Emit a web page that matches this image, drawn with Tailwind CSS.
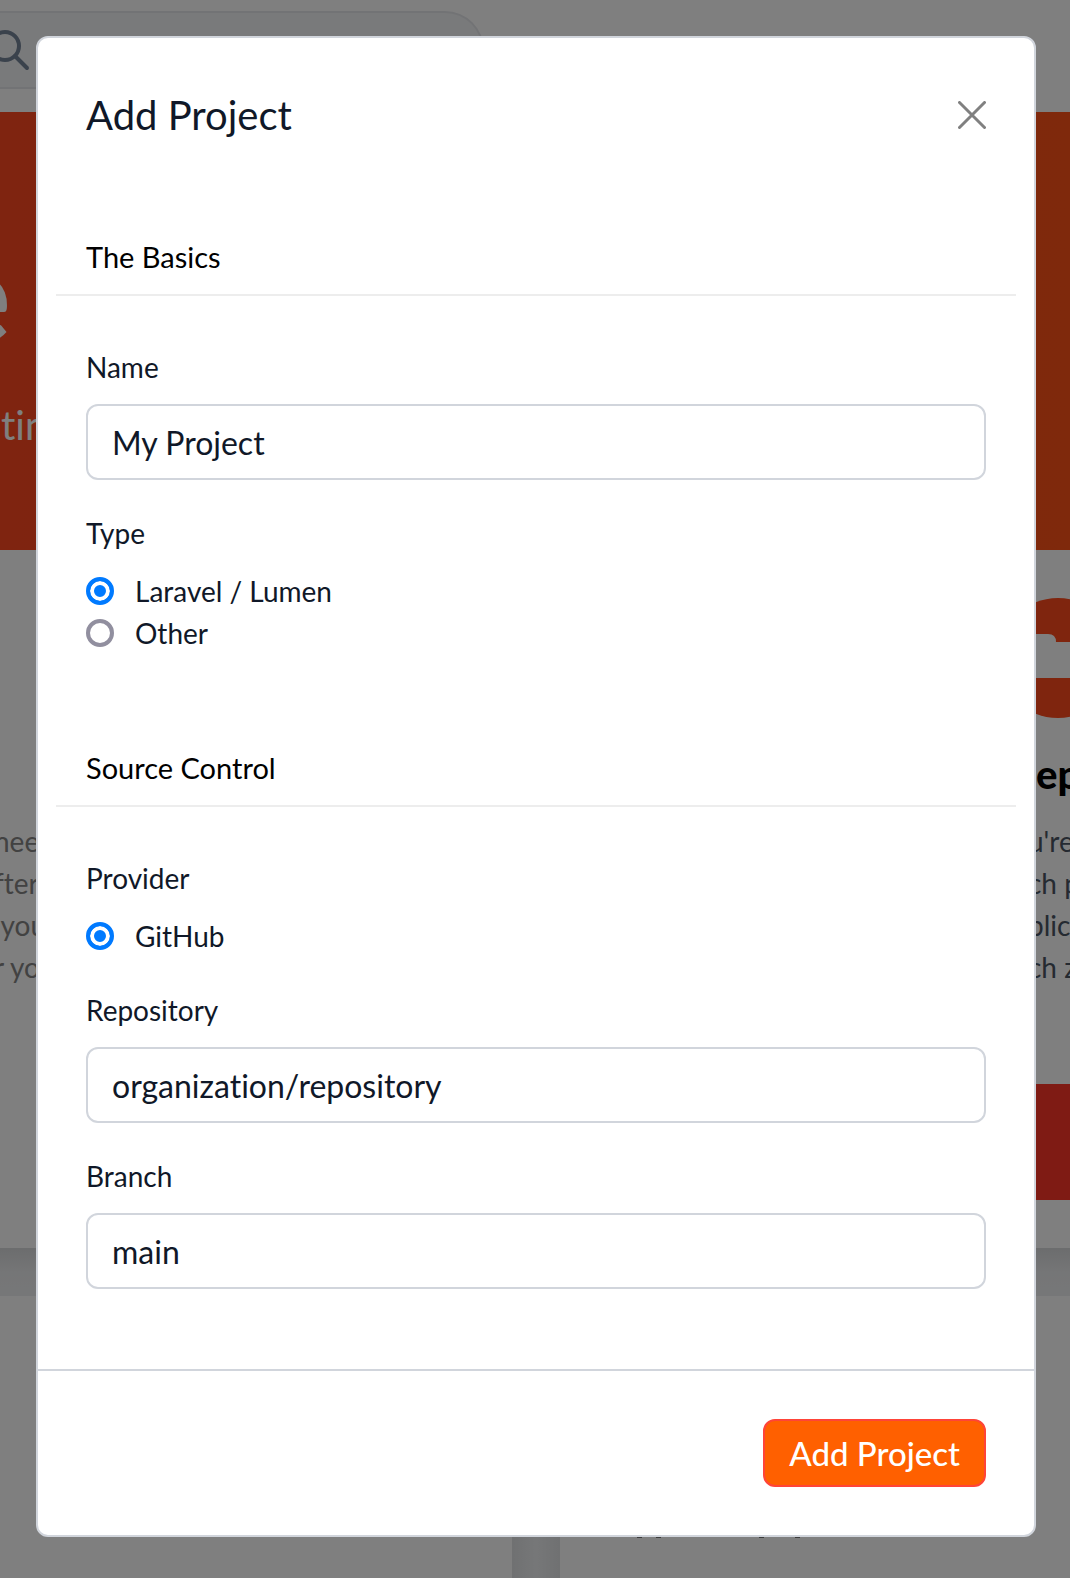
<!DOCTYPE html>
<html lang="en">
<head>
<meta charset="utf-8">
<title>Add Project</title>
<script src="https://cdn.jsdelivr.net/npm/@tailwindcss/browser@4"></script>
</head>
<body class="relative min-h-screen overflow-x-hidden bg-gray-100 font-['Lato','Open_Sans',sans-serif] text-[28px] leading-[42px] text-gray-900 [font-variant-ligatures:none]">

  <!-- Page behind the dialog -->
  <div class="absolute inset-0 flex flex-col overflow-hidden" aria-hidden="true">
    <div class="h-28 shrink-0 bg-white pt-[11px]">
      <div class="flex h-[78px] w-[484px] items-center rounded-r-full border-2 border-l-0 border-gray-200 bg-gray-100">
        <svg class="-ml-3 h-11 w-11 text-[#758499]" viewBox="0 0 44 44" fill="none" stroke="currentColor" stroke-width="4" stroke-linecap="round"><circle cx="17" cy="18" r="14"/><path d="M27 28l12 12"/></svg>
      </div>
    </div>
    <div class="h-[438px] shrink-0 bg-linear-to-r from-[#fe4820] to-[#fe5218] pt-[101px] text-white">
      <div class="-ml-[58px] text-[128px] leading-[160px] font-black">e</div>
      <div class="ml-px pt-[22px] text-[40px] leading-[60px]">tin</div>
    </div>
    <div class="flex h-[698px] shrink-0 justify-between bg-white text-gray-600">
      <div class="-ml-1.5 whitespace-pre pt-[270px] text-[#848484]">need
fter
 you
r your</div>
      <div class="w-[42px] pt-12">
        <svg class="-ml-8 h-[120px] w-[120px] max-w-none" viewBox="0 0 120 120"><circle cx="62" cy="60" r="60" fill="#fe4a1c"/><path d="M0 36h52q8 0 8 8h62v36H0z" fill="#fff"/></svg>
        <div class="ml-2 pt-[26px] text-[40px] leading-[60px] font-black text-black">ep</div>
        <div class="whitespace-pre pt-4 text-[#4b5563]">u're
ch p
plic
ch z</div>
        <div class="mt-24 h-[116px] bg-[#fe3628]"></div>
      </div>
    </div>
    <div class="h-12 shrink-0 bg-linear-to-b from-[#d8dadc] via-[#ebecee] to-[#edeff1]"></div>
    <div class="flex grow bg-white">
      <div class="w-[512px] bg-white"></div>
      <div class="w-12 bg-linear-to-r from-[#e0e2e4] via-[#edeff1] to-[#e0e2e4]"></div>
      <!-- Lower edge of the card's heading -->
      <svg class="mt-60 ml-[77px] h-[2px] w-[166px]" viewBox="0 0 166 2" fill="#777"><path d="M0 0h5v2H0zM19 0h5v2h-5zM122 0h5v2h-5zM158 0h5v2h-5z"/></svg>
    </div>
  </div>
  <div class="absolute inset-0 bg-black/50"></div>

  <div role="dialog" aria-labelledby="dialog-title" class="relative mt-9 mr-[34px] mb-9 ml-9 rounded-xl border-2 border-gray-300 bg-white">
    <header class="flex items-center justify-between px-12 pt-[47px] pb-[49px]">
      <h2 id="dialog-title" class="text-[40px] leading-[60px]">Add Project</h2>
      <button type="button" aria-label="Close" class="text-[#808080]">
        <svg class="h-7 w-7" viewBox="0 0 28 28" fill="none" stroke="currentColor" stroke-width="3" stroke-linecap="round"><path d="M1.500 1.500l25 25M26.500 1.500l-25 25"/></svg>
      </button>
    </header>

    <form id="project-form" class="px-[18px] pb-20">
      <section>
        <h3 class="border-b-2 border-[#ededed] px-[30px] pt-[42px] pb-4 text-[29px] text-black">The Basics</h3>
        <div class="flex flex-col gap-8 px-[30px] pt-[50px]">
          <div class="flex flex-col gap-4">
            <label for="name">Name</label>
            <input id="name" type="text" value="My Project" class="h-[76px] w-full rounded-xl border-2 border-gray-300 px-6 text-[32px]">
          </div>
          <fieldset>
            <legend class="mb-4">Type</legend>
            <label class="flex items-center gap-[21px]"><input type="radio" name="type" checked class="h-7 w-7 appearance-none rounded-full border-4 border-[#918f9f] checked:border-[#007aff] checked:bg-[#007aff] checked:shadow-[inset_0_0_0_4px_#fff]">Laravel / Lumen</label>
            <label class="flex items-center gap-[21px]"><input type="radio" name="type" class="h-7 w-7 appearance-none rounded-full border-4 border-[#918f9f] checked:border-[#007aff] checked:bg-[#007aff] checked:shadow-[inset_0_0_0_4px_#fff]">Other</label>
          </fieldset>
        </div>
      </section>

      <section class="pt-[51px]">
        <h3 class="border-b-2 border-[#ededed] px-[30px] pt-[42px] pb-4 text-[29px] text-black">Source Control</h3>
        <div class="flex flex-col gap-8 px-[30px] pt-[50px]">
          <fieldset>
            <legend class="mb-4">Provider</legend>
            <label class="flex items-center gap-[21px]"><input type="radio" name="provider" checked class="h-7 w-7 appearance-none rounded-full border-4 border-[#918f9f] checked:border-[#007aff] checked:bg-[#007aff] checked:shadow-[inset_0_0_0_4px_#fff]">GitHub</label>
          </fieldset>
          <div class="flex flex-col gap-4">
            <label for="repository">Repository</label>
            <input id="repository" type="text" value="organization/repository" class="h-[76px] w-full rounded-xl border-2 border-gray-300 px-6 text-[32px]">
          </div>
          <div class="flex flex-col gap-4">
            <label for="branch">Branch</label>
            <input id="branch" type="text" value="main" class="h-[76px] w-full rounded-xl border-2 border-gray-300 px-6 text-[32px]">
          </div>
        </div>
      </section>
    </form>

    <footer class="flex justify-end border-t-2 border-gray-300 p-12">
      <button type="submit" form="project-form" class="h-[68px] rounded-xl border-2 border-[#ff4438] bg-[#ff6000] px-6 text-[33px] font-medium text-white">Add Project</button>
    </footer>
  </div>
</body>
</html>
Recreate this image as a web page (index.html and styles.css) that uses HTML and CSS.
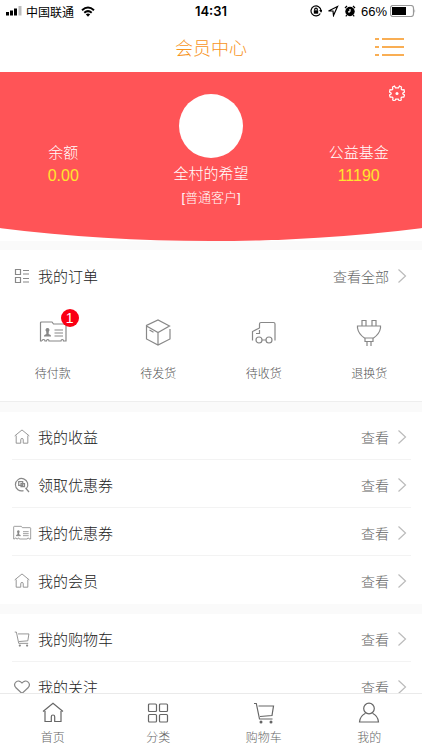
FILE: index.html
```html
<!DOCTYPE html>
<html lang="zh-CN">
<head>
<meta charset="utf-8">
<meta name="viewport" content="width=device-width, initial-scale=1">
<title>会员中心</title>
<link rel="stylesheet" href="styles.css">
</head>
<body>
<svg class="sprite" aria-hidden="true">
  <symbol id="home" viewBox="0 0 22 22"><path d="M1 9.500 11 1.300l10 8.200M3 9v10.500h6.300v-4.800q0-1.700 1.700-1.700t1.700 1.700v4.800H19V9"/></symbol>
  <symbol id="card" viewBox="0 0 28 24"><path d="M3 21H1.500V3q0-1 1-1H13l1.500 2H26q1 0 1 1v16h-2.500q0-1.500-1.200-1.500T22 21H10q0-1.500-1.200-1.500T7.500 21H6q0-1.500-1.500-1.500T3 21M15.500 10H24M15.500 13H24M15.500 16H24M5 16h7M8.500 13v2"/><path class="solid" d="M8.500 8a2 2 0 0 1 1.300 3.500L9.600 14l2 1v1H5.400v-1l2-1-.2-2.500A2 2 0 0 1 8.500 8Z"/></symbol>
  <symbol id="chevron" viewBox="0 0 10 16"><path d="m1.500 1.500 7 6.500-7 6.500"/></symbol>
  <symbol id="cart" viewBox="0 0 22 22"><path d="M1 1.500h2.300L6.500 17h13M5.500 4H20.500l-1.500 9.500-12 1"/><circle class="solid" cx="8" cy="20" r="1.500"/><circle class="solid" cx="18" cy="20" r="1.500"/></symbol>
</svg>

<div class="status">
  <div class="status-left">
    <svg class="signal" viewBox="0 0 17 10"><path d="M0 6h3v3.500H0zM4 4.500h3v5H4zM8 2.500h3v7H8z"/><path class="faint" d="M12.500 0h3v9.500h-3z"/></svg>
    <span>中国联通</span>
    <svg class="wifi" viewBox="0 0 14 11"><path d="M1 4.200q6-5.400 12 0M3.300 6.700q3.700-3.200 7.400 0"/><path class="tip" d="M4.800 8.300q2.200-1.600 4.400 0L7 10.700z"/></svg>
  </div>
  <strong class="time">14:31</strong>
  <div class="status-right">
    <svg class="status-icon" viewBox="0 0 12 12"><path d="M10.300 8.500A5 5 0 1 1 11 5.500M9.700 5l1.300 1.700L12 5M4.700 5.500v-1q0-1.300 1.300-1.300t1.300 1.300v1"/><path class="fill" d="M3.800 5.300h4.400v3.400H3.800z"/></svg>
    <svg class="status-icon" viewBox="0 0 12 12"><path d="M1.500 6 10.500 1.500 6.500 10.500 6 6Z"/></svg>
    <svg class="status-icon" viewBox="0 0 12 12"><circle class="fill" cx="6" cy="6.500" r="4.700"/><path d="m1 3 2-2M9 1l2 2M2.800 10l-1 1.300M9.200 10l1 1.300"/><path class="hand" d="M6 6.800V4M6 6.800H4"/></svg>
    <span class="percent">66%</span>
    <svg class="battery" viewBox="0 0 26 12"><rect class="case" x=".5" y=".5" width="23" height="11" rx="2.500"/><path d="M2 2h14v8H2z"/><path class="cap" d="M24.500 4q1.500 2 0 4z"/></svg>
  </div>
</div>

<header class="header">
  <h1>会员中心</h1>
  <button class="menu" aria-label="菜单"><svg viewBox="0 0 30 20"><path d="M1 2h4M8 2h22M1 10h4M8 10h22M1 18h4M8 18h22"/></svg></button>
</header>

<main>
  <section class="hero">
    <div class="stat"><span>余额</span><span class="amount">0.00</span></div>
    <div class="profile">
      <div class="avatar"></div>
      <h2>全村的希望</h2>
      <p>[普通客户]</p>
    </div>
    <div class="stat"><span>公益基金</span><span class="amount">11190</span></div>
    <button class="settings" aria-label="设置"><svg viewBox="0 0 16 16"><path d="M5.500 1 6.500 2.800h3L10.500 1l2 1-.3 2 .8.900 2-.2.500 2.300-1.700 1v1l1.700 1-.7 2.200-2-.1-.8.900.3 2-2 1-1-1.800h-2.600l-1 1.800-2-1 .3-2-.8-.9-2 .1L.500 10l1.700-1V8L.500 7 1 4.700l2 .2.800-.9-.3-2Z"/><circle class="solid" cx="8" cy="8.500" r="1.500"/></svg></button>
  </section>

  <section class="panel orders">
    <a class="row" href="#">
      <svg class="icon" viewBox="0 0 16 16"><path d="M1.500 1.500h5v5h-5zM1.500 9.500h5v5h-5zM9 2.500h6M9 6h6M9 10.500h6M9 14h6"/></svg>
      <span class="label">我的订单</span><span class="more">查看全部</span><svg class="chevron"><use href="#chevron"/></svg>
    </a>
    <nav class="states">
      <a href="#"><span class="state-icon"><svg><use href="#card"/></svg><b class="badge">1</b></span>待付款</a>
      <a href="#"><span class="state-icon"><svg viewBox="0 0 28 28"><path d="M26 11v10L14 27 2.500 21V7.500L14 2l11.500 6L14 14.500 2.500 8M14 14.500V27M5.500 12l4 2.200"/></svg></span>待发货</a>
      <a href="#"><span class="state-icon"><svg viewBox="0 0 28 28"><path d="M2.500 22.500V13.500l7-3.500V6q0-1.500 1.500-1.500H23.500q1.500 0 1.500 1.500v16.500M9.500 12v3.500H6M12 22h4"/><circle cx="9" cy="22" r="3"/><circle cx="19" cy="22" r="3"/></svg></span>待收货</a>
      <a href="#"><span class="state-icon"><svg viewBox="0 0 28 28"><path d="M7 8V2.500h4V8M17 8V2.500h4V8M2.500 8h23v2q-1 6-7 10h-9q-6-4-7-10ZM10 20v3.500h8V20M12 23.500V28M16 23.500V28"/></svg></span>退换货</a>
    </nav>
  </section>

  <section class="panel">
    <a class="row" href="#"><svg class="icon"><use href="#home"/></svg><span class="label">我的收益</span><span class="more">查看</span><svg class="chevron"><use href="#chevron"/></svg></a>
    <a class="row" href="#"><svg class="icon" viewBox="0 0 16 16"><path d="M9.500 13.600A6.200 6.200 0 1 1 12.500 11.500M11.500 11l3.500 4M4.700 4.700h4v3.600h-4zM7 6.700h3.500v3H7z"/></svg><span class="label">领取优惠券</span><span class="more">查看</span><svg class="chevron"><use href="#chevron"/></svg></a>
    <a class="row" href="#"><svg class="icon"><use href="#card"/></svg><span class="label">我的优惠券</span><span class="more">查看</span><svg class="chevron"><use href="#chevron"/></svg></a>
    <a class="row" href="#"><svg class="icon"><use href="#home"/></svg><span class="label">我的会员</span><span class="more">查看</span><svg class="chevron"><use href="#chevron"/></svg></a>
  </section>

  <section class="panel">
    <a class="row" href="#"><svg class="icon"><use href="#cart"/></svg><span class="label">我的购物车</span><span class="more">查看</span><svg class="chevron"><use href="#chevron"/></svg></a>
    <a class="row" href="#"><svg class="icon" viewBox="0 0 16 16"><path d="M8 14.500 1.700 8.500C-1.500 4.500 4-1 8 4c4-5 9.500.5 6.300 4.500Z"/></svg><span class="label">我的关注</span><span class="more">查看</span><svg class="chevron"><use href="#chevron"/></svg></a>
  </section>
</main>

<nav class="tabs">
  <a href="#"><svg><use href="#home"/></svg>首页</a>
  <a href="#"><svg viewBox="0 0 22 22"><rect x="1.500" y="2" width="8" height="7.500" rx="1"/><rect x="12.500" y="2" width="8" height="7.500" rx="1"/><rect x="1.500" y="12.500" width="8" height="7.500" rx="1"/><rect x="12.500" y="12.500" width="8" height="7.500" rx="1"/></svg>分类</a>
  <a href="#"><svg><use href="#cart"/></svg>购物车</a>
  <a href="#"><svg viewBox="0 0 22 22"><circle cx="11" cy="6.500" r="5.300"/><path d="M7.500 11.300Q2 14 1.500 20h19q-.5-6-6-8.700"/></svg>我的</a>
</nav>
</body>
</html>
```
FILE: styles.css
```css
* { box-sizing: border-box; }

body {
  margin: 0;
  padding-bottom: 57px;
  background: #fafafa;
  color: #222;
  font-family: "Liberation Sans", "Noto Sans CJK SC", sans-serif;
  font-weight: 300;
  font-size: 15px;
}

html { scrollbar-width: none; }

h1, h2, p { margin: 0; font-weight: inherit; }
a { color: inherit; text-decoration: none; }
button { padding: 0; border: 0; background: none; }
svg { display: block; fill: none; stroke: currentColor; stroke-width: 1.2; }
.sprite { position: absolute; width: 0; height: 0; }
.solid { fill: currentColor; stroke: none; }

.status {
  display: grid;
  grid-template-columns: 1fr auto 1fr;
  align-items: center;
  height: 22px;
  padding: 0 6px;
  background: #fff;
  color: #000;
  font-size: 12px;
  font-weight: 400;
}
.status-left, .status-right { display: flex; align-items: center; }
.status-left { gap: 3px; }
.status-right { justify-content: flex-end; gap: 5px; }
.time { font-family: Inter, sans-serif; font-size: 13px; font-weight: 600; }
.signal { width: 17px; height: 10px; fill: #000; stroke: none; }
.signal .faint { fill: #bbb; }
.wifi { width: 14px; height: 11px; margin-left: 4px; stroke-width: 2; }
.wifi .tip { fill: #000; stroke: none; }
.status-icon { width: 12px; height: 12px; stroke-width: 1.2; }
.status-icon .fill { fill: #000; stroke: none; }
.status-icon .hand { stroke: #fff; }
.percent { font-family: "Liberation Sans", sans-serif; font-size: 13px; }
.battery { width: 26px; height: 12px; margin-left: -2px; fill: #000; stroke: none; }
.battery .case { fill: none; stroke: #999; }
.battery .cap { fill: #999; }

.header {
  display: grid;
  grid-template-columns: 1fr auto 1fr;
  align-items: center;
  height: 50px;
  padding: 0 18px;
  background: #fff;
  color: #f7941d;
}
.header h1 { grid-column: 2; font-size: 18px; }
.menu { justify-self: end; color: inherit; }
.menu svg { width: 30px; height: 20px; stroke-width: 1.4; }

main { display: grid; gap: 10px; }

.hero {
  position: relative;
  display: grid;
  grid-template-columns: 3fr 4fr 3fr;
  height: 169px;
  margin-bottom: -1px;
  color: #fff;
  text-align: center;
  isolation: isolate;
  background: #fff;
}
.hero::before {
  content: "";
  position: absolute;
  inset: 0;
  z-index: -1;
  background: #ff5457;
  clip-path: ellipse(130% 100% at 50% 0);
}
.stat { display: flex; flex-direction: column; padding-top: 69px; line-height: 23px; }
.amount { color: #ffe52e; font-size: 16px; }
.profile { padding-top: 22px; }
.avatar { width: 64px; height: 64px; margin: 0 auto 4px; border-radius: 50%; background: #fff; }
.profile h2 { font-size: 15px; line-height: 24px; }
.profile p { font-size: 13px; line-height: 24px; }
.settings { position: absolute; top: 13px; right: 17px; color: #fff; }
.settings svg { width: 16px; height: 16px; }

.panel { background: #fff; }
.row {
  display: flex;
  align-items: center;
  height: 48px;
  margin: 0 11px 0 12px;
  padding: 2px 4px 0 0;
  border-bottom: 1px solid #f3f3f3;
}
.row:last-child, .orders .row { border-bottom-color: transparent; }
.icon { width: 20px; height: 16px; margin-right: 6px; color: #888; }
.label { flex: 1; }
.more { margin-right: 8px; color: #666; font-size: 14px; }
.chevron { width: 10px; height: 16px; color: #bbb; }

.orders { height: 152px; padding-top: 1px; border-bottom: 1px solid #eee; }
.states, .tabs { display: grid; grid-template-columns: repeat(4, 1fr); }
.states a, .tabs a { display: flex; flex-direction: column; align-items: center; font-size: 12px; }
.states { padding-top: 19px; color: #555; }
.states a { gap: 18px; line-height: 20px; }
.state-icon { position: relative; color: #888; }
.state-icon svg { width: 28px; height: 28px; }
.badge {
  position: absolute;
  top: -9px;
  right: -12px;
  width: 18px;
  border-radius: 50%;
  background: #fa0014;
  color: #fff;
  font-weight: 400;
  font-size: 14px;
  line-height: 18px;
  text-align: center;
}

.tabs {
  position: fixed;
  inset: auto 0 0;
  height: 57px;
  padding-top: 8px;
  border-top: 1px solid #eaeaea;
  background: #fff;
  color: #666;
}
.tabs a { gap: 5px; line-height: 18px; }
.tabs svg { width: 22px; height: 22px; }
```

************

*STATED EXERCISE*
Repeat the listing above from its first line through the line that contains "min-h-screen overflow-x-hidden bg-gray-100", both included, and nothing more. Drop the pictures.

*TASK RESULT*
Emit a web page that matches this image, drawn with Tailwind CSS.
<!DOCTYPE html>
<html lang="en">
<head>
<meta charset="utf-8">
<title>Add Project</title>
<script src="https://cdn.jsdelivr.net/npm/@tailwindcss/browser@4"></script>
</head>
<body class="relative min-h-screen overflow-x-hidden bg-gray-100 font-['Lato','Open_Sans',sans-serif] text-[28px] leading-[42px] text-gray-900 [font-variant-ligatures:none]">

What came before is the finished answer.